What to ask before requesting a quote
If you want a serious quotation, prepare the following information:
- Product type and bulk density
- Particle size or viscosity range
- Batch size and target cycle time
- Required mixing uniformity
- Cleaning method and changeover frequency
- Power supply available in the plant
- Space constraints and floor loading limits
- Whether the process needs heating, cooling, or vacuum
The more complete your process data, the less likely you are to buy the wrong machine.
Questions to ask the supplier
Do not stop at “How much is it?” Ask how the machine will behave in your actual process.
- What is the recommended working fill level?

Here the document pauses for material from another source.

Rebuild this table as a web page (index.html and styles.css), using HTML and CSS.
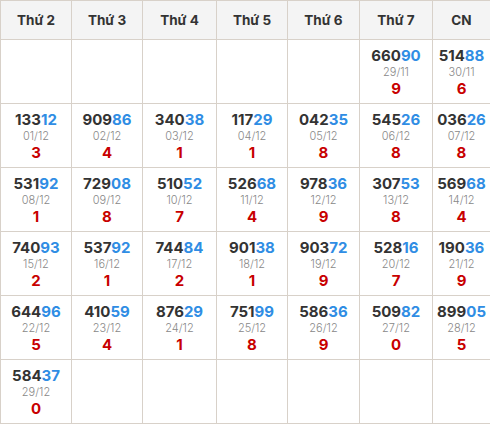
FILE: index.html
```html
<!DOCTYPE html>
<html lang="vi">
<head>
<meta charset="utf-8">
<link rel="stylesheet" href="styles.css">
</head>
<body>
<table class="cal">
  <colgroup>
    <col class="c1"><col class="c2"><col class="c3"><col class="c4"><col class="c5"><col class="c6"><col class="c7">
  </colgroup>
  <thead>
    <tr><th>Thứ 2</th><th>Thứ 3</th><th>Thứ 4</th><th>Thứ 5</th><th>Thứ 6</th><th>Thứ 7</th><th>CN</th></tr>
  </thead>
  <tbody>
    <tr>
      <td></td><td></td><td></td><td></td><td></td>
      <td><div class="num">660<span class="hi">90</span></div><div class="date">29/11</div><div class="dig">9</div></td>
      <td><div class="num">514<span class="hi">88</span></div><div class="date">30/11</div><div class="dig">6</div></td>
    </tr>
    <tr>
      <td><div class="num">133<span class="hi">12</span></div><div class="date">01/12</div><div class="dig">3</div></td>
      <td><div class="num">909<span class="hi">86</span></div><div class="date">02/12</div><div class="dig">4</div></td>
      <td><div class="num">340<span class="hi">38</span></div><div class="date">03/12</div><div class="dig">1</div></td>
      <td><div class="num">117<span class="hi">29</span></div><div class="date">04/12</div><div class="dig">1</div></td>
      <td><div class="num">042<span class="hi">35</span></div><div class="date">05/12</div><div class="dig">8</div></td>
      <td><div class="num">545<span class="hi">26</span></div><div class="date">06/12</div><div class="dig">8</div></td>
      <td><div class="num">036<span class="hi">26</span></div><div class="date">07/12</div><div class="dig">8</div></td>
    </tr>
    <tr>
      <td><div class="num">531<span class="hi">92</span></div><div class="date">08/12</div><div class="dig">1</div></td>
      <td><div class="num">729<span class="hi">08</span></div><div class="date">09/12</div><div class="dig">8</div></td>
      <td><div class="num">510<span class="hi">52</span></div><div class="date">10/12</div><div class="dig">7</div></td>
      <td><div class="num">526<span class="hi">68</span></div><div class="date">11/12</div><div class="dig">4</div></td>
      <td><div class="num">978<span class="hi">36</span></div><div class="date">12/12</div><div class="dig">9</div></td>
      <td><div class="num">307<span class="hi">53</span></div><div class="date">13/12</div><div class="dig">8</div></td>
      <td><div class="num">569<span class="hi">68</span></div><div class="date">14/12</div><div class="dig">4</div></td>
    </tr>
    <tr>
      <td><div class="num">740<span class="hi">93</span></div><div class="date">15/12</div><div class="dig">2</div></td>
      <td><div class="num">537<span class="hi">92</span></div><div class="date">16/12</div><div class="dig">1</div></td>
      <td><div class="num">744<span class="hi">84</span></div><div class="date">17/12</div><div class="dig">2</div></td>
      <td><div class="num">901<span class="hi">38</span></div><div class="date">18/12</div><div class="dig">1</div></td>
      <td><div class="num">903<span class="hi">72</span></div><div class="date">19/12</div><div class="dig">9</div></td>
      <td><div class="num">528<span class="hi">16</span></div><div class="date">20/12</div><div class="dig">7</div></td>
      <td><div class="num">190<span class="hi">36</span></div><div class="date">21/12</div><div class="dig">9</div></td>
    </tr>
    <tr>
      <td><div class="num">644<span class="hi">96</span></div><div class="date">22/12</div><div class="dig">5</div></td>
      <td><div class="num">410<span class="hi">59</span></div><div class="date">23/12</div><div class="dig">4</div></td>
      <td><div class="num">876<span class="hi">29</span></div><div class="date">24/12</div><div class="dig">1</div></td>
      <td><div class="num">751<span class="hi">99</span></div><div class="date">25/12</div><div class="dig">8</div></td>
      <td><div class="num">586<span class="hi">36</span></div><div class="date">26/12</div><div class="dig">9</div></td>
      <td><div class="num">509<span class="hi">82</span></div><div class="date">27/12</div><div class="dig">0</div></td>
      <td><div class="num">899<span class="hi">05</span></div><div class="date">28/12</div><div class="dig">5</div></td>
    </tr>
    <tr>
      <td><div class="num">584<span class="hi">37</span></div><div class="date">29/12</div><div class="dig">0</div></td>
      <td></td><td></td><td></td><td></td><td></td><td></td>
    </tr>
  </tbody>
</table>
</body>
</html>
```

FILE: styles.css
```css
html, body {
  margin: 0;
  padding: 0;
  background: #fff;
}
body {
  font-family: Inter, "Open Sans", "DejaVu Sans", sans-serif;
  color: #333;
}
.cal {
  width: 490px;
  border-collapse: collapse;
  table-layout: fixed;
}
.c1 { width: 71px; }
.c2 { width: 71px; }
.c3 { width: 74px; }
.c4 { width: 71px; }
.c5 { width: 72px; }
.c6 { width: 73px; }
.c7 { width: 58px; }
.cal th, .cal td {
  border: 1px solid #d8d1c9;
  text-align: center;
  padding: 0;
}
.cal th {
  height: 38px;
  background: #f4f4f4;
  font-size: 13.5px;
  font-weight: 700;
  color: #333;
}
.cal td {
  height: 63px;
  vertical-align: middle;
}
.num {
  font-size: 15px;
  font-weight: 700;
  line-height: 17px;
  color: #333;
}
.hi { color: #2f8de4; }
.date {
  font-size: 11px;
  font-weight: 300;
  line-height: 16px;
  color: #888;
}
.dig {
  font-size: 15px;
  font-weight: 700;
  line-height: 17px;
  color: #c80000;
}
```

- What is the full-load current at normal product density?
- What materials are used for product-contact parts?
- How easy is it to clean the internal surfaces?
- What is the expected lead time for spare parts?
- Is commissioning included?
- What problems have you seen in similar applications?
A supplier who can answer these clearly is usually more reliable than one who only talks about capacity and price.
Useful reference links
For buyers who want to review industrial safety and hygiene basics, these resources may help:
- OSHA industrial mixing equipment guidance
- European Food and Feed Manufacturing Association
- ISO standards overview
Final buying advice
The best industrial blender is not the cheapest one and not the most powerful one. It is the one that matches your product, your cleaning routine, your staffing level, and your maintenance capability.
If you are comparing industrial blender price in the Philippines, separate the machine price from the cost of ownership. Look at uptime. Look at cleaning time. Look at spare parts. Look at how the machine will perform after six months of real production, not just on delivery day.
That is the difference between a purchase and a solution.